Si ce n’est pas l’Etat-providence qui est obsolète, c’est bien le modèle bismarkien qui l’est. Les risques sociaux sont en passe de devenir inassurables du fait que la probabilité de chômage dans la population augmentent inexorablement. Les dépenses augmentent car les chances d’être au chômage augmentent, alors que les recettes diminuent mécaniquement avec la raréfaction du travail. Pour équilibrer les comptes publics, nos dirigeants sont alors obligés d’adopter la politique du « rabot » : chaque année il faut trouver où réduire les dépenses de protection sociale.
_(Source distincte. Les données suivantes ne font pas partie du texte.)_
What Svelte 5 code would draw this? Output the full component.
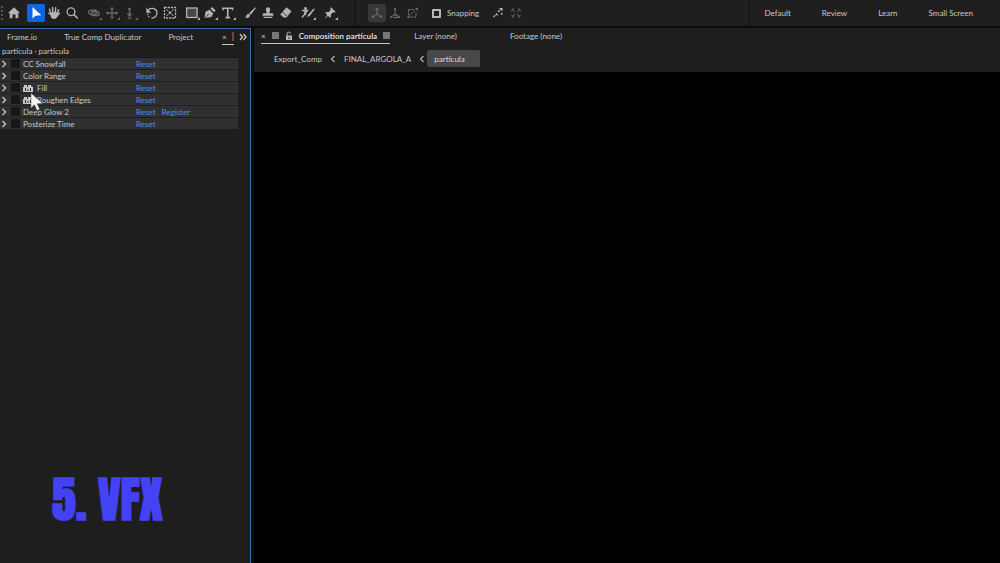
<script>
  const toolGroups = [
    ['home'],
    ['select', 'hand', 'zoom'],
    ['orbit', 'pan', 'dolly'],
    ['rotate', 'region'],
    ['rect', 'pen', 'type'],
    ['brush', 'stamp', 'eraser'],
    ['roto'],
    ['pin']
  ];
  const dim = ['orbit', 'pan', 'dolly'];
  const flyout = ['orbit', 'pan', 'dolly', 'rect', 'pen', 'type', 'roto', 'pin'];
  const effects = [
    { name: 'CC Snowfall' },
    { name: 'Color Range' },
    { name: 'Fill', badge: true },
    { name: 'Roughen Edges', badge: true },
    { name: 'Deep Glow 2', register: true },
    { name: 'Posterize Time' }
  ];
</script>

{#snippet toolIcon(name)}
  <svg viewBox="0 0 18 18" width="18" height="18" fill="none" stroke="currentColor" stroke-width="1.3" aria-hidden="true">
    {#if name === 'home'}
      <path d="M9 3.2 15 9h-1.700v5.200H10.500V10.500h-3v3.700H4.700V9H3z" fill="currentColor" stroke="none" />
    {:else if name === 'select'}
      <path d="M5.500 3v11.500l3-2.800 5.800-.5z" fill="currentColor" stroke="none" />
    {:else if name === 'hand'}
      <path d="M5.600 9 4.500 5.300M7.900 8.500 7.500 3.500M10.300 8.500l.4-4.800M12.300 9.200l1.300-3.500" stroke-width="1.500" stroke-linecap="round" />
      <path d="M5 8.200h7.900l-.2 1.300 1.500-1.100c.8-.4 1.300.2.9.8l-3 4.100-1.300 1.500H7.300c-1.200-1-1.400-2.200-1.800-3.600L3 9.500c-.3-.9.600-1.300 1.200-.700L5.300 10z" fill="currentColor" stroke="none" />
    {:else if name === 'zoom'}
      <circle cx="8" cy="7.700" r="3.900" /><path d="m10.900 10.600 3.900 3.900" stroke-width="1.500" />
    {:else if name === 'orbit'}
      <ellipse cx="9" cy="9" rx="5.500" ry="2.500" transform="rotate(12 9 9)" />
      <path d="M6 8.500a3.300 3.300 0 0 1 6.300-1.200c.6 2-.3 4.500-2.800 4.900C7.300 12.200 6 10.500 6 8.500z" fill="currentColor" stroke="none" />
      <path d="M7.500 9.200h3" stroke="#1f1f1f" />
    {:else if name === 'pan'}
      <path d="M9 4v10M4 9h10" /><path d="m9 2.800 2 2.400H7zM9 15.200l2-2.400H7zM2.800 9l2.400-2v4zM15.200 9l-2.400-2v4z" fill="currentColor" stroke="none" />
    {:else if name === 'dolly'}
      <path d="M8.500 4v8M6.500 14.200h4" /><path d="M5.500 9.500h6l-3 3.700zM7.200 3.800h2.600v2H7.200z" fill="currentColor" stroke="none" />
    {:else if name === 'rotate'}
      <path d="M5 6.400A5 5 0 0 1 13.900 8a5 5 0 0 1-5.400 6" /><path d="M4.500 9.500A5 5 0 0 0 7 13.500" stroke-dasharray="1.300 1.300" /><path d="M3.300 3.700v5h4.900z" fill="currentColor" stroke="none" />
    {:else if name === 'region'}
      <rect x="3.500" y="3.500" width="11" height="10.500" stroke-dasharray="2.200 1" />
      <path d="m5.500 5.500 2 2m5-2-2 2m-5 4.500 2-2m5 2-2-2" stroke-width="1" />
      <circle cx="9" cy="8.800" r="1.300" fill="currentColor" stroke="none" />
    {:else if name === 'rect'}
      <rect x="3.600" y="4" width="10.500" height="9.500" fill="#484848" />
    {:else if name === 'pen'}
      <path d="m3.500 14 1-6.200 4-2 3.800 3.600-2 3.500zM9.500 4.800l1.700-1.700 3.500 3.300-1.600 1.900z" fill="currentColor" stroke="none" />
      <path d="m4 13.700 3.800-3.800" stroke="#1f1f1f" stroke-width=".8" />
    {:else if name === 'type'}
      <path d="M4 6.200V4.300h9.500v1.900M8.750 4.500v9.200M6.500 13.600h4.500" stroke-width="1.600" />
    {:else if name === 'brush'}
      <path d="M14.300 3.200c.7.500.4 1.200 0 1.600l-4.500 6-1.800-1.600z" fill="currentColor" stroke="none" /><path d="M7.400 9.700 9.200 11.300c-.4 2.200-2.200 3-5.200 2.700 1.300-.8 1.100-3.700 3.400-4.300z" fill="currentColor" stroke="none" />
    {:else if name === 'stamp'}
      <path d="M7.700 8.500C6.700 6.500 6.300 3.300 9 3.300s2.300 3.200 1.300 5.200v.8h3c.8 0 1 .4 1 1.200v1.200H3.700v-1.200c0-.8.2-1.200 1-1.200h3zM4.500 12.700h9V14h-9z" fill="currentColor" stroke="none" />
    {:else if name === 'eraser'}
      <path d="m9.500 3.300 5 3.900-4.900 6.300H6.500L3.300 10.600z" fill="currentColor" stroke="none" /><path d="m5.500 8.200 4.700 4" stroke="#1f1f1f" stroke-width=".8" />
    {:else if name === 'roto'}
      <path d="M14.800 4.200 9.700 10l-2.200 3.500 3.700-2.300 4.600-6z" fill="currentColor" stroke="none" />
      <circle cx="6.500" cy="4.500" r="1.400" fill="currentColor" stroke="none" /><path d="M3 6.500h5.500L6.300 9.300 7 11M6 7l-.5 3.500-2.500 3" />
    {:else if name === 'pin'}
      <path d="m9.800 3 5 5-1.500.6-1.400 0-2 2 .1 2.200-1 1L4.300 9l1-1 2.300.1 2-2-.2-1.800zM6.500 10.500l1 1-4 3.300z" fill="currentColor" stroke="none" />
    {/if}
    {#if flyout.includes(name)}
      <path d="M17 13v3h-3z" fill="currentColor" stroke="none" />
    {/if}
  </svg>
{/snippet}

<div class="app">
  <header class="toolbar">
    <span class="grip"></span>
    <nav class="tools" aria-label="Tools">
      {#each toolGroups as group}
        <div class="group">
          {#each group as tool}
            <button class="tool" class:active={tool === 'select'} class:dim={dim.includes(tool)} aria-label={tool}>
              {@render toolIcon(tool)}
            </button>
          {/each}
        </div>
      {/each}
    </nav>
    <div class="options">
      <div class="group">
        <button class="tool axis boxed" aria-label="Local axis">
          <svg viewBox="0 0 18 18" width="18" height="18" fill="none" stroke="currentColor" aria-hidden="true"><path d="M9 5v5l-4 3M9 10l4 3" /><path d="M9 3.500 10.800 6H7.200zM3.800 13.800l.6-3 2.200 2.400zM14.200 13.800l-.6-3-2.200 2.400z" fill="currentColor" stroke="none" /></svg>
        </button>
        <button class="tool axis" aria-label="World axis">
          <svg viewBox="0 0 18 18" width="18" height="18" fill="none" stroke="currentColor" aria-hidden="true"><path d="M9 4.500V10l-4 3.300M9 10l4 3.300M7 11h4.500v2.500H7" /><path d="M9 3.500 10.500 6h-3zM4 14l.5-2.500 2 2zM14 14l-.5-2.500-2 2z" fill="currentColor" stroke="none" /></svg>
        </button>
        <button class="tool axis" aria-label="View axis">
          <svg viewBox="0 0 18 18" width="18" height="18" fill="none" stroke="currentColor" aria-hidden="true"><path d="M4.500 5.500h6M4.500 5.500v7M4.500 12.500l7-6.500M6.500 13h5.500V8" stroke-dasharray="2.500 .7" /><path d="M14 3.500v3.200l-3-2.500zM3.500 11l3 3h-3z" fill="currentColor" stroke="none" /></svg>
        </button>
      </div>
      <label class="snap"><input type="checkbox" />Snapping</label>
      <div class="group snaps">
        <button class="tool" aria-label="Snap to edges">
          <svg viewBox="0 0 18 18" width="18" height="18" fill="none" stroke="currentColor" aria-hidden="true"><path d="m4.500 13 3-3 1.500 2M9 8l3-3M12 9l1.500 1.500" stroke-width="1.200" stroke-dasharray="2.500 .7" /><path d="M13.500 4v3.500L10 4z" fill="currentColor" stroke="none" /></svg>
        </button>
        <button class="tool dim" aria-label="Snap inside">
          <svg viewBox="0 0 18 18" width="18" height="18" fill="none" stroke="currentColor" aria-hidden="true"><path d="M5 7V5h2M11 5h2v2M13 11v2h-2M7 13H5v-2M6 6l2 2M12 6l-2 2M6 12l2-2M12 12l-2-2" /></svg>
        </button>
      </div>
    </div>
    <nav class="workspaces" aria-label="Workspaces">
      <button>Default</button><button>Review</button><button>Learn</button><button>Small Screen</button>
    </nav>
  </header>

  <main>
    <section class="effects">
      <div class="tabs">
        <button>Frame.io</button>
        <button>True Comp Duplicator</button>
        <button>Project</button>
        <div class="tail">
          <button class="current" aria-label="Effect controls"><span>×</span><i></i></button>
          <button class="more" aria-label="More panels">
            <svg viewBox="0 0 8 8" width="8" height="8" fill="none" stroke="currentColor" stroke-width="1.300" aria-hidden="true"><path d="m1 1 2.500 3L1 7M4.500 1 7 4 4.500 7" /></svg>
          </button>
        </div>
      </div>
      <p class="source">partícula · partícula</p>
      <ul>
        {#each effects as fx}
          <li>
            <button class="twirl" aria-label={`Expand ${fx.name}`}>
              <svg viewBox="0 0 6 8" width="6" height="8" fill="none" stroke="currentColor" stroke-width="1.300" aria-hidden="true"><path d="m1.500 1 3 3-3 3" /></svg>
            </button>
            <input type="checkbox" aria-label={fx.name} />
            <span class="name">
              {#if fx.badge}
                <svg viewBox="0 0 10 8" width="10" height="8" aria-hidden="true"><path d="M0 3h1V1h3v2h1V1h3v1l2 1v5H0z" fill="#c8c8c8" /><path d="M2.500 4v3M5 5v2M7.500 4v3" stroke="#303030" /></svg>
              {/if}
              {fx.name}
            </span>
            <button class="action">Reset</button>
            {#if fx.register}<button class="action">Register</button>{/if}
          </li>
        {/each}
      </ul>
      <svg class="pointer" viewBox="0 0 14 20" width="14" height="20" aria-hidden="true"><path d="M1 1v15l3.500-3.200L7 18.500l2.700-1.200-2.500-5.500 5.300-.3z" fill="#f4f4f4" stroke="#555" stroke-width=".5" /></svg>
      <h1>5. VFX</h1>
    </section>

    <section class="viewer">
      <div class="tabs">
        <button class="current comp">
          <span>×</span><i></i>
          <svg viewBox="0 0 8 10" width="8" height="10" fill="none" aria-hidden="true"><path d="M2 5V2.800a1.700 1.700 0 0 1 3.400 0" stroke="#b5b5b5" /><path d="M1 4.500h6V9H1z" fill="#b5b5b5" /><path d="M4 6v2" stroke="#222" /></svg>
          <span class="title">Composition partícula</span>
          <i></i>
        </button>
        <button class="layer">Layer (none)</button>
        <button>Footage (none)</button>
      </div>
      <nav class="crumbs" aria-label="Composition path">
        <button>Export_Comp</button>
        <svg viewBox="0 0 6 8" width="6" height="8" fill="none" stroke="#b5b5b5" stroke-width="1.200" aria-hidden="true"><path d="m4.500 1-3 3 3 3" /></svg>
        <button>FINAL_ARGOLA_A</button>
        <svg viewBox="0 0 6 8" width="6" height="8" fill="none" stroke="#b5b5b5" stroke-width="1.200" aria-hidden="true"><path d="m4.500 1-3 3 3 3" /></svg>
        <button class="here">partícula</button>
      </nav>
      <div class="canvas"></div>
    </section>
  </main>
</div>

<style>
  :global(body) { margin: 0; background: #0b0b0b; }
  .app {
    display: flex;
    flex-direction: column;
    min-height: 100vh;
    font: 8px/12px Lato, 'Noto Sans', sans-serif;
    color: #c8c8c8;
    background: #0b0b0b;
  }
  button {
    padding: 0;
    border: 0;
    background: none;
    color: inherit;
    font: inherit;
    white-space: nowrap;
  }
  svg { display: block; flex: none; }
  .toolbar {
    display: flex;
    height: 26px;
    background: #1f1f1f;
    margin-bottom: 2px;
  }
  .grip {
    width: 2px;
    margin: 6px 2px 6px 1px;
    background: repeating-linear-gradient(#555 0 2px, transparent 2px 4px);
  }
  .tools { display: flex; align-items: center; gap: 4px; width: 350px; }
  .group { display: flex; }
  .tool { width: 18px; height: 18px; border-radius: 2px; color: #b4b4b4; }
  .tool.active { background: #0d66e0; color: #fff; }
  .tool.dim { color: #696969; }
  .tool.axis { color: #707070; }
  .tool.boxed { background: #383838; }
  .options {
    flex: 1;
    display: flex;
    align-items: center;
    padding-left: 12px;
    border-left: 1px solid #101010;
  }
  .snap { display: flex; align-items: center; gap: 6px; margin: 0 10px; }
  .snap input {
    appearance: none;
    box-sizing: border-box;
    width: 9px;
    height: 9px;
    margin: 0;
    border: 2px solid #b8b8b8;
    border-radius: 1px;
  }
  .workspaces {
    display: flex;
    align-items: center;
    gap: 31px;
    padding: 0 27px 0 15px;
    border-left: 1px solid #101010;
  }
  main { flex: 1; display: flex; gap: 3px; }
  .effects {
    position: relative;
    box-sizing: border-box;
    width: 251px;
    flex: none;
    display: flex;
    flex-direction: column;
    background: #1e1e1e;
    border: solid #3a6cb4;
    border-width: 1px 1px 0 0;
  }
  .tabs { display: flex; height: 16px; }
  .effects .tabs { padding: 0 3px 0 7px; gap: 27px; }
  .tail { display: flex; gap: 5px; margin-left: auto; }
  .tail .current { width: 12px; }
  .current {
    display: flex;
    align-items: center;
    justify-content: space-between;
    border-bottom: 1px solid #c4c4c4;
  }
  .effects .current i { width: 2px; height: 9px; background: #68483f; }
  .more { display: flex; align-items: center; }
  .source { margin: 0; padding-left: 2px; }
  ul {
    list-style: none;
    margin: 0 12px 0 0;
    padding: 0;
    border-top: 1px solid #161616;
  }
  li {
    display: flex;
    align-items: center;
    box-sizing: border-box;
    height: 12px;
    background: #303030;
    border-bottom: 1px solid #202020;
  }
  .twirl { width: 11px; padding-left: 1px; }
  li input {
    appearance: none;
    width: 9px;
    height: 9px;
    margin: 0 3px 0 0;
    background: #171717;
  }
  .name { display: flex; align-items: center; gap: 4px; width: 113px; }
  .action { color: #4a90f0; margin-right: 6px; }
  .pointer { position: absolute; left: 30px; top: 63px; }
  h1 {
    margin: auto 0 29px 52px;
    font: 700 48px/68px Impact, Anton, 'Liberation Sans Narrow', 'Liberation Sans', sans-serif;
    color: #4343f5;
    white-space: nowrap;
  }
  .viewer { flex: 1; display: flex; flex-direction: column; background: #1e1e1e; }
  .viewer .tabs { padding-left: 7px; }
  .comp { gap: 6px; color: #dcdcdc; margin-right: 24px; }
  .comp i { width: 7px; height: 7px; background: #777; }
  .comp .title { font-weight: 700; }
  .layer { margin-right: 53px; }
  .crumbs { display: flex; align-items: center; gap: 8px; height: 17px; padding: 6px 20px 5px; }
  .crumbs .here {
    width: 53px;
    height: 17px;
    margin-left: -6px;
    padding-left: 7px;
    border-radius: 2px;
    background: #484848;
    color: #dcdcdc;
    text-align: left;
  }
  .canvas { flex: 1; background: #000; }
</style>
Pour conserver l’Etat-providence, il est aujourd’hui impératif de dissocier le travail des droits sociaux. Du côté de l’Etat, les recettes ne doivent plus être dépendantes du taux d’emploi, et du côté de l’individu, la possession d’un emploi ne doit plus être la condition à l’accès aux droits sociaux.
Ainsi, au modèle bismarkien s’oppose au modèle beveridgien né au Royaume-Uni dans les années 1940 avec l’économiste keynésien William Beveridge. Le modèle ne se fonde non pas sur un système d’assurance mais sur un modèle d’assistance : les aides sont accordées sans contrepartie de manière universelle (tous les résidents d’un territoire sans condition ont accès aux droits sociaux) et uniforme (les prestations sont versées en fonction des besoins).
Quelles peuvent être les nouvelles recettes de l’Etat-providence ? Si le travail disparait, avec l’automatisation l’économie continue de fleurir, les impôts imaginables pour financer l’Etat-providence sont innombrables. Nous proposons notamment la « taxe Sismondi » en imposant le travail des machines, robots et logiciels en lui appliquant le même barème que celui qui vaut pour les êtres humains qu’ils remplacent.
Et pour véritablement faire face aux enjeux sociaux du XXIe siècle ? Nous proposons la gratuité pour l’indispensable pour assurer un socle commun d’accès aux biens fondamentaux à une vie décente : alimentation, logement, vêtements, santé, éducation, transports, et même connectivité. Distinguons le nécessaire du superflu et faisons-les relever de deux régimes économiques distincts.